On 3/14/07, Ray S [EMAIL PROTECTED] wrote:
We'd like to do what most call a zoom FFT; we only are interested
in the frequencies of say, 6kHZ to 9kHz with a given N, and so the
computations from DC to 6kHz are wasted CPU time.
Can this be done without additional numpy pre-filtering computations?
If explicit filtering is needed to baseband the data, is it worth
it? It sounds like we need to generate cosine data once for each band
and N, then multiple with the data for each FFT.

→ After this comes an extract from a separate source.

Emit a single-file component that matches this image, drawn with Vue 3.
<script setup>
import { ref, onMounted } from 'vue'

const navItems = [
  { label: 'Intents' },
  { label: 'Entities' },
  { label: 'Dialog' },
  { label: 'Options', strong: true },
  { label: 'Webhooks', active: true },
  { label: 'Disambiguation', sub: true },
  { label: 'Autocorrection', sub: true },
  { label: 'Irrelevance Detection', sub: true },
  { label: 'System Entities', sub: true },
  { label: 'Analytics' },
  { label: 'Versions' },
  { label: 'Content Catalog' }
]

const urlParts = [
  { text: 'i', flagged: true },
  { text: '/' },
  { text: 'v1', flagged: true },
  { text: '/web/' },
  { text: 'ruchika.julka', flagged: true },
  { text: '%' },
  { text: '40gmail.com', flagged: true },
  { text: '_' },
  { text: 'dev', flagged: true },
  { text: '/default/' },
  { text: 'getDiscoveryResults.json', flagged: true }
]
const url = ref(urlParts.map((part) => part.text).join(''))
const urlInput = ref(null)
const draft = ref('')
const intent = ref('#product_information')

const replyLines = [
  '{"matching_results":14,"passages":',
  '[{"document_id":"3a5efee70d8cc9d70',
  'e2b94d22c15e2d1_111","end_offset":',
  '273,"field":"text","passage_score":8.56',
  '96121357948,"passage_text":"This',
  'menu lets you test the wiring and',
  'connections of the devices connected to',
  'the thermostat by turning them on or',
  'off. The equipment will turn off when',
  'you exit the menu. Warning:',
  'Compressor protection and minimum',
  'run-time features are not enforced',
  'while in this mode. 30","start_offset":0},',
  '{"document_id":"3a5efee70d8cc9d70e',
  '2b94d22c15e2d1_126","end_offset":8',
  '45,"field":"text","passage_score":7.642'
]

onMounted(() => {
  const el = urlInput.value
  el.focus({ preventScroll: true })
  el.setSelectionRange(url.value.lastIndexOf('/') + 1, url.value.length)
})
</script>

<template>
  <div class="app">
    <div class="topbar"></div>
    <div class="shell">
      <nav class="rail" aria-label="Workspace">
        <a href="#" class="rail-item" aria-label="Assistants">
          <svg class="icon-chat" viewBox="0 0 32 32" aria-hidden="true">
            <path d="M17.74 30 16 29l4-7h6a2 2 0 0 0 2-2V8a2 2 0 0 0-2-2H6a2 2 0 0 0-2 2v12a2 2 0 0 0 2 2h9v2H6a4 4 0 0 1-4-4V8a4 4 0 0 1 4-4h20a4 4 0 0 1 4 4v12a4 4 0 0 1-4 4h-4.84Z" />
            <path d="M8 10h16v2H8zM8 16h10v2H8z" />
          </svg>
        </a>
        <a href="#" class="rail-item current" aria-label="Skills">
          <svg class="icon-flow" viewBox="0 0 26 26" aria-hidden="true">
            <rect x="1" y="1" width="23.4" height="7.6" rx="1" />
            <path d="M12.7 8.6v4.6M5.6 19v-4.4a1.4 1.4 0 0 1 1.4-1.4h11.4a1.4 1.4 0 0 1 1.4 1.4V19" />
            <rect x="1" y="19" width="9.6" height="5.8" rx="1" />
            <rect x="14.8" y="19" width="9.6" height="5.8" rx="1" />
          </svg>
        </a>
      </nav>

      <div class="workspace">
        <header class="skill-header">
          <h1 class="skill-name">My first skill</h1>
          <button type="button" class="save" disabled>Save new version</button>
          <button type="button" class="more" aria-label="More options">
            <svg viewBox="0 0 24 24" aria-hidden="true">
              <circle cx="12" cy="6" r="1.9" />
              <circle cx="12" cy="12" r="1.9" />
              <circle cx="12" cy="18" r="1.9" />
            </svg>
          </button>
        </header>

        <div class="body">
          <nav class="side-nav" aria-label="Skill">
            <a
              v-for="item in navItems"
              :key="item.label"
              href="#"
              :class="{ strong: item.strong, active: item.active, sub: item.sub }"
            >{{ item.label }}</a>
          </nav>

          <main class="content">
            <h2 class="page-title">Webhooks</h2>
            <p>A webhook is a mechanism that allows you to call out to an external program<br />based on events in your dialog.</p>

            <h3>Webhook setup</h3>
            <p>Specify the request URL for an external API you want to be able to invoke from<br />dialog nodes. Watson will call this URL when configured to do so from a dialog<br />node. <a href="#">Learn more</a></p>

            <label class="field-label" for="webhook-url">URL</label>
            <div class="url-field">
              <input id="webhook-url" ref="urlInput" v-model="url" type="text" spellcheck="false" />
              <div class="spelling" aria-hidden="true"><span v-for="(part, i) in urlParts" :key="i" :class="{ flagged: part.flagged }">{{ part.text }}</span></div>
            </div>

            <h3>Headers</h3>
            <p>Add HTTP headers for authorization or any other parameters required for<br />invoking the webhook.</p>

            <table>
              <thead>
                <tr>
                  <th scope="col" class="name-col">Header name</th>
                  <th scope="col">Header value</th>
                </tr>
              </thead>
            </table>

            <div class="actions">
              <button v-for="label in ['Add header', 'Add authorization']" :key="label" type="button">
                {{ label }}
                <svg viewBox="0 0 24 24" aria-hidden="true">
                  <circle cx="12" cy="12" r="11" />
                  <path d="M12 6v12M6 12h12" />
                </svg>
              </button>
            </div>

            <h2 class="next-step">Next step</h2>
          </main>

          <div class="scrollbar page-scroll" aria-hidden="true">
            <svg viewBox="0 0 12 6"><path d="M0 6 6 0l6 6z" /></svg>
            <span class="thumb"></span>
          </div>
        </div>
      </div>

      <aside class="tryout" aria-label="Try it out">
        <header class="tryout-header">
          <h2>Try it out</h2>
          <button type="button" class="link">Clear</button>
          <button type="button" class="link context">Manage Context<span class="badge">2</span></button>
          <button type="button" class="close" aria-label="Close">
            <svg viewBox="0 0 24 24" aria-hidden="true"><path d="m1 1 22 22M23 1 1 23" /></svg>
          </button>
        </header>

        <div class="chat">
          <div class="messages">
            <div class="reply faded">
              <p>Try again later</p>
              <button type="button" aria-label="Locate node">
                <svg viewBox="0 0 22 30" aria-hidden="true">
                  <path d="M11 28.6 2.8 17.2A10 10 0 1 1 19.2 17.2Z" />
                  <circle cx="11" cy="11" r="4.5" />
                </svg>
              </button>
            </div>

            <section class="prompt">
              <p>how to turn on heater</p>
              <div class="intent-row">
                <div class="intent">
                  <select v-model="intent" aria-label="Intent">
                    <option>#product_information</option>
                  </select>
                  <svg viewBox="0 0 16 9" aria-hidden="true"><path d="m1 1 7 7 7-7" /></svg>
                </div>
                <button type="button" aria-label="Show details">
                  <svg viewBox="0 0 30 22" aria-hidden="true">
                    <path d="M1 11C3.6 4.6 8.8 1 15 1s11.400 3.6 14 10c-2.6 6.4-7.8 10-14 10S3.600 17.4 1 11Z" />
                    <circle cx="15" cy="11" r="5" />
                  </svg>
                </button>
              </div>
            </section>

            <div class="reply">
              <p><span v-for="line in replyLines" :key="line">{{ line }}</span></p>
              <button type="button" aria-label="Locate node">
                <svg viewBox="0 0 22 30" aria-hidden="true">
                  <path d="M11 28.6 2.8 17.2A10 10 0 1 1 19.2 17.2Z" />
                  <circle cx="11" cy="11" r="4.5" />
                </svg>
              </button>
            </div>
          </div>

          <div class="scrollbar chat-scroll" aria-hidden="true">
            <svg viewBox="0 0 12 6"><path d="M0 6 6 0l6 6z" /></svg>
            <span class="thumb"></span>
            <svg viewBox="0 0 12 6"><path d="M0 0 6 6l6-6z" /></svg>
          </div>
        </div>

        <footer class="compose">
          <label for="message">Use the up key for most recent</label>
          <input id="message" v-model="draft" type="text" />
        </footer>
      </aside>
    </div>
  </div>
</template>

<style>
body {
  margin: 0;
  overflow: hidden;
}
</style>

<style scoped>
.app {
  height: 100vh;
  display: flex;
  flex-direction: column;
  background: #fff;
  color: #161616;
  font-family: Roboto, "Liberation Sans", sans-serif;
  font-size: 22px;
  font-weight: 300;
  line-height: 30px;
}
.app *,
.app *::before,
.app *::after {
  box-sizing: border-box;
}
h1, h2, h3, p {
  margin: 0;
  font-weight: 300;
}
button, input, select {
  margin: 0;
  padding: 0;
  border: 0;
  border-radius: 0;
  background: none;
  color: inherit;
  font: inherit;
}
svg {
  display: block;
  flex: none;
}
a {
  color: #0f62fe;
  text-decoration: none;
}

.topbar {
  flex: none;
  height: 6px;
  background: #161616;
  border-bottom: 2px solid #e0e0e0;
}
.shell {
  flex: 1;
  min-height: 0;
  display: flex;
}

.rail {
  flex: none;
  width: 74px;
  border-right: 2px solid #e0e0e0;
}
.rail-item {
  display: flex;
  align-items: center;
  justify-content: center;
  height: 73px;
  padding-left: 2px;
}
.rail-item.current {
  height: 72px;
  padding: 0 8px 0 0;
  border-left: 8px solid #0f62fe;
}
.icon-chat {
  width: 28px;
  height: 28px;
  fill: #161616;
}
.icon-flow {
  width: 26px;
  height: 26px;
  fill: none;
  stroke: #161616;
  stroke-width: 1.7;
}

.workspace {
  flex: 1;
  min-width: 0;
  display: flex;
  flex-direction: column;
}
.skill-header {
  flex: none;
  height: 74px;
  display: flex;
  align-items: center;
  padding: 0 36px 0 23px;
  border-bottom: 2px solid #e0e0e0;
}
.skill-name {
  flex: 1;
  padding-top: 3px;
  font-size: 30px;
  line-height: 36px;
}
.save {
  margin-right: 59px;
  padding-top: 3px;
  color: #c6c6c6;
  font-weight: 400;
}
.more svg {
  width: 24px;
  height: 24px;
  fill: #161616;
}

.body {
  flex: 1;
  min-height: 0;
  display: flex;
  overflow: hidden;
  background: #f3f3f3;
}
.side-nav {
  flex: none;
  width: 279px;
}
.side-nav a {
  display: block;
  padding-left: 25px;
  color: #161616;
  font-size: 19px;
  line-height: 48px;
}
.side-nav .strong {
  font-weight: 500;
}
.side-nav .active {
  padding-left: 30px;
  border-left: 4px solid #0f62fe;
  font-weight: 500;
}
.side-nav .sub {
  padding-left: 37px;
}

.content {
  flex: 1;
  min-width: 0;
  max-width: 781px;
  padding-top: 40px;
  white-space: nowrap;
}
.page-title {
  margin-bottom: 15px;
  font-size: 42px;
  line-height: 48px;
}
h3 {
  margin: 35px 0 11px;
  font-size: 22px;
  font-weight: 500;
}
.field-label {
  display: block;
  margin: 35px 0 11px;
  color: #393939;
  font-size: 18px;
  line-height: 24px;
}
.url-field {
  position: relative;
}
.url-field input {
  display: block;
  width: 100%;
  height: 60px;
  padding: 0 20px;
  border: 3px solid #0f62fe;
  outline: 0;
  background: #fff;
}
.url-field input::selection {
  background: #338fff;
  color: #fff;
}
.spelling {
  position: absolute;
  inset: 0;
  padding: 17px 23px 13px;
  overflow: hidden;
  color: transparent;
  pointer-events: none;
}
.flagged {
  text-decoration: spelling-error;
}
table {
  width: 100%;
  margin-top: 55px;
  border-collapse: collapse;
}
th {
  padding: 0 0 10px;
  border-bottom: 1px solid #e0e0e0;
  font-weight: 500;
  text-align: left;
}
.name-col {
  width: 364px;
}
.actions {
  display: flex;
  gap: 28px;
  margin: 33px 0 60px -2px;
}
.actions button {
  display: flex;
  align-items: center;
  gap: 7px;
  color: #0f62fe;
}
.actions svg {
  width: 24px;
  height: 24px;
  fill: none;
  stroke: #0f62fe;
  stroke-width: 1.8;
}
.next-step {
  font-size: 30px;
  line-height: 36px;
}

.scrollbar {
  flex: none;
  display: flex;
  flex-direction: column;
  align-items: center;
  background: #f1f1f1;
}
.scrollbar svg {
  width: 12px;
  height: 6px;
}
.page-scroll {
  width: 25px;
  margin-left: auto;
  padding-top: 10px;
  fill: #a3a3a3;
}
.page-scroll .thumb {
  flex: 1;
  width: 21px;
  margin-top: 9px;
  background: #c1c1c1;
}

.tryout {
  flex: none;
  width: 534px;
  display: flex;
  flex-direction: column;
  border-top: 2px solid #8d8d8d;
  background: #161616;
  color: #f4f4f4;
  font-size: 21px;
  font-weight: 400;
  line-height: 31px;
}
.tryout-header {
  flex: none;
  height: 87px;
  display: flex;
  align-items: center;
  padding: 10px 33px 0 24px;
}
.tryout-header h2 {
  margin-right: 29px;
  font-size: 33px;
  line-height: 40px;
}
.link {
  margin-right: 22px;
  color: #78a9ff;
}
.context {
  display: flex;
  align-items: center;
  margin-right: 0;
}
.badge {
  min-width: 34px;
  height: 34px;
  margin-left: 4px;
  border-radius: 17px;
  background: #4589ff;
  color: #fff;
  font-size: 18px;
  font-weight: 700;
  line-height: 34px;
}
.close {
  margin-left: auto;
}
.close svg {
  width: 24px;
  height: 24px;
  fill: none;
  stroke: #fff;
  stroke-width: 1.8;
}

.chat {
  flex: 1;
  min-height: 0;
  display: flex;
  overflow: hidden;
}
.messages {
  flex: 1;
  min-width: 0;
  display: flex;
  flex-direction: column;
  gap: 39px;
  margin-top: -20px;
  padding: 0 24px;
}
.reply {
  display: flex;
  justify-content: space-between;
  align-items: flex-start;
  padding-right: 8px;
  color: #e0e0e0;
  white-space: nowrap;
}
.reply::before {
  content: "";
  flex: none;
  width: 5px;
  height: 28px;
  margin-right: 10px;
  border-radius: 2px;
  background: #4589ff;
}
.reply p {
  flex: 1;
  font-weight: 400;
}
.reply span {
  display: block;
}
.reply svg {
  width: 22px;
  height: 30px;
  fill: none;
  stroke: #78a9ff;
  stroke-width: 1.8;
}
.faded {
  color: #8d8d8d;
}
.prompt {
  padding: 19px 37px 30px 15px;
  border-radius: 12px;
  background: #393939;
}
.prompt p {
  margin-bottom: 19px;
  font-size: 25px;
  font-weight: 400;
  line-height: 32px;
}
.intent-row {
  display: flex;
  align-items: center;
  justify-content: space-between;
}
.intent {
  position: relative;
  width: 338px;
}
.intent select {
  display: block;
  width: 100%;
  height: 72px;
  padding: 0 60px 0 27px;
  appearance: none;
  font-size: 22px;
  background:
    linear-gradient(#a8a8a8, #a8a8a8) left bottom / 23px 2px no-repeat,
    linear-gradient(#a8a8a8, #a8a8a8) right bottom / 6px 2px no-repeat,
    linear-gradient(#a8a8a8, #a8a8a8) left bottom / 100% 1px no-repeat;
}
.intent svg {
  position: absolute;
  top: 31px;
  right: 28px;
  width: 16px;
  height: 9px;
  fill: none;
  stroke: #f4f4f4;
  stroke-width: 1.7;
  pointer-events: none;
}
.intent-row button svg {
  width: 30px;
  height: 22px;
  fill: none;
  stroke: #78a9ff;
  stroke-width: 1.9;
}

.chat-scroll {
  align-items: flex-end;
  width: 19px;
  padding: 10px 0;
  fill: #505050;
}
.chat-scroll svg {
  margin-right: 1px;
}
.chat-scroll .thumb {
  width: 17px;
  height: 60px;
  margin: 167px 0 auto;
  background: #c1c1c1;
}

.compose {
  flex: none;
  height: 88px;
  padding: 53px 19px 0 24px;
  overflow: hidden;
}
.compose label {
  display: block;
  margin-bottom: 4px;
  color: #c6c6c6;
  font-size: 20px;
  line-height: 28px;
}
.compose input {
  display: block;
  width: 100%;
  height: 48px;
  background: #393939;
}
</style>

Has anyone coded this up before? I couldn't find any references other
than http://www.dsprelated.com/showmessage/38917/1.php
and http://www.numerix-dsp.com/siglib/examples/test_zft.c (which uses
Numerix).
Sounds like you want to save cpu cycles. How much you can save will depend
on the ratio of the bandwidth to the nyquist. Generally, it is easiest to
just fft, but if the band is very narrow and time matters, you might try:
1) explicit multipy by the transform matrix but only use a few rows.
2) frequency shift, {low pass}, and downsample
3) just downsample and fix up the aliasing
Much depends on the length of the data run and what the signal to noise is.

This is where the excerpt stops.